Cet homme très scrupuleux vit dans un monde futur qui s’avère, en tous points, bien pire que l’actuel. Cette réalité, Fanny Chiarello la distille discrètement, et ne s’en sert surtout pas pour décerner des lauriers à une période de l’histoire qui, manifestement, ne les mérite pas. Elle se tient en permanence en équilibre entre deux époques aussi peu enviables l’une que l’autre, la première ayant sans doute naturellement (et libéralement) engendré la seconde. Son livre est en ce sens époustouflant. Tonique à souhait. Un  tombeau renversé. Avec à terre vingt-trois vies (dont celle d’un chien particulièrement futé) captées à un moment précis de leur parcours.
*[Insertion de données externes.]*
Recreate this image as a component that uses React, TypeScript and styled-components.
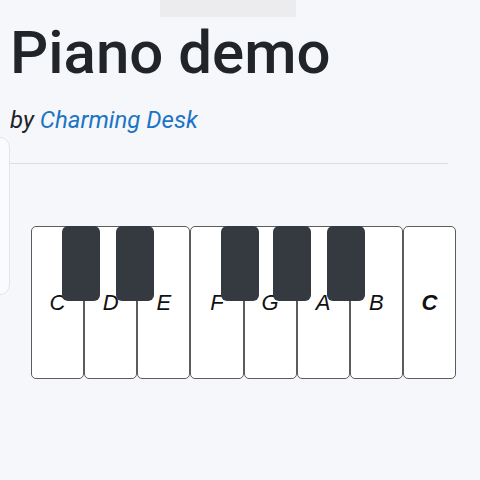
import React from 'react';
import styled, { createGlobalStyle } from 'styled-components';

const GlobalStyle = createGlobalStyle`
  html, body {
    margin: 0;
    padding: 0;
    background: #f6f7fb;
    font-family: Roboto, "Liberation Sans", sans-serif;
    color: #212529;
  }
`;

const Page = styled.div`
  position: relative;
  width: 480px;
  height: 480px;
  overflow: hidden;
  padding: 17px 32px 0 10px;
  box-sizing: border-box;
`;

const TopTab = styled.div`
  position: absolute;
  top: 0;
  left: 160px;
  width: 136px;
  height: 17px;
  background: #ececee;
`;

const SideCard = styled.div`
  position: absolute;
  left: -12px;
  top: 137px;
  width: 20px;
  height: 156px;
  border: 1px solid #e3e4ea;
  border-radius: 10px;
  background: #fafbfd;
`;

const Title = styled.h1`
  margin: 0;
  font-size: 60px;
  font-weight: 500;
  line-height: 1.2;
`;

const Byline = styled.p`
  margin: 13px 0 0;
  font-size: 24px;
  font-style: italic;
  line-height: 1.5;
`;

const AuthorLink = styled.a`
  color: #1b74c4;
  text-decoration: none;
`;

const Divider = styled.hr`
  margin: 25px 0 0;
  border: 0;
  border-top: 1px solid #dcdde3;
`;

const Piano = styled.div`
  position: relative;
  display: flex;
  margin: 62px 0 0 21px;
  width: 425px;
  height: 153px;
`;

const WhiteKey = styled.div<{ $bold?: boolean }>`
  flex: 1;
  display: flex;
  align-items: center;
  justify-content: center;
  background: #fff;
  border: 1px solid #5c5c5c;
  border-radius: 5px;
  font-family: "Liberation Sans", Arial, sans-serif;
  font-style: italic;
  font-size: 22px;
  font-weight: ${p => (p.$bold ? 700 : 400)};
  color: #111;
`;

const BlackKey = styled.div`
  position: absolute;
  top: 0;
  width: 38px;
  height: 75px;
  background: #343a40;
  border-radius: 6px;
`;

const whiteKeys = ['C', 'D', 'E', 'F', 'G', 'A', 'B', 'C'];
const blackKeyOffsets = [31, 85, 190, 242, 296];

export default function App() {
  return (
    <>
      <GlobalStyle />
      <Page>
        <TopTab />
        <SideCard />
        <Title>Piano demo</Title>
        <Byline>
          by <AuthorLink href="#">Charming Desk</AuthorLink>
        </Byline>
        <Divider />
        <Piano>
          {whiteKeys.map((note, i) => (
            <WhiteKey key={i} $bold={i === whiteKeys.length - 1}>
              {note}
            </WhiteKey>
          ))}
          {blackKeyOffsets.map(left => (
            <BlackKey key={left} style={{ left }} />
          ))}
        </Piano>
      </Page>
    </>
  );
}
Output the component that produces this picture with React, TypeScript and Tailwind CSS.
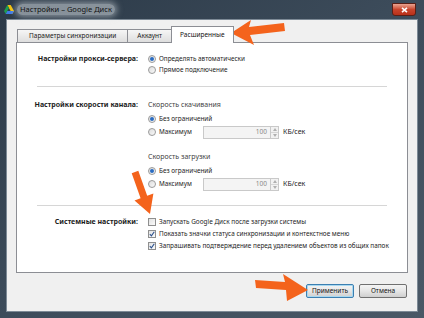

Ce joyau malicieux déjoue les règles habituelles du roman et permet aux notes de bas de pages de retrouver enfin toute leur vigueur. Elles sont en l’occurrence le principal matériau d’un texte subtil, inventif et efficace.

D’ailleurs, « ne sommes-nous pas une note de bas de page pour la plupart de ceux qui nous entourent ? », se demande Pamela Sauvage, désincarnée.

Fanny Chiarello : Tombeau de Pamela Sauvage, éditions La Contre-Allée.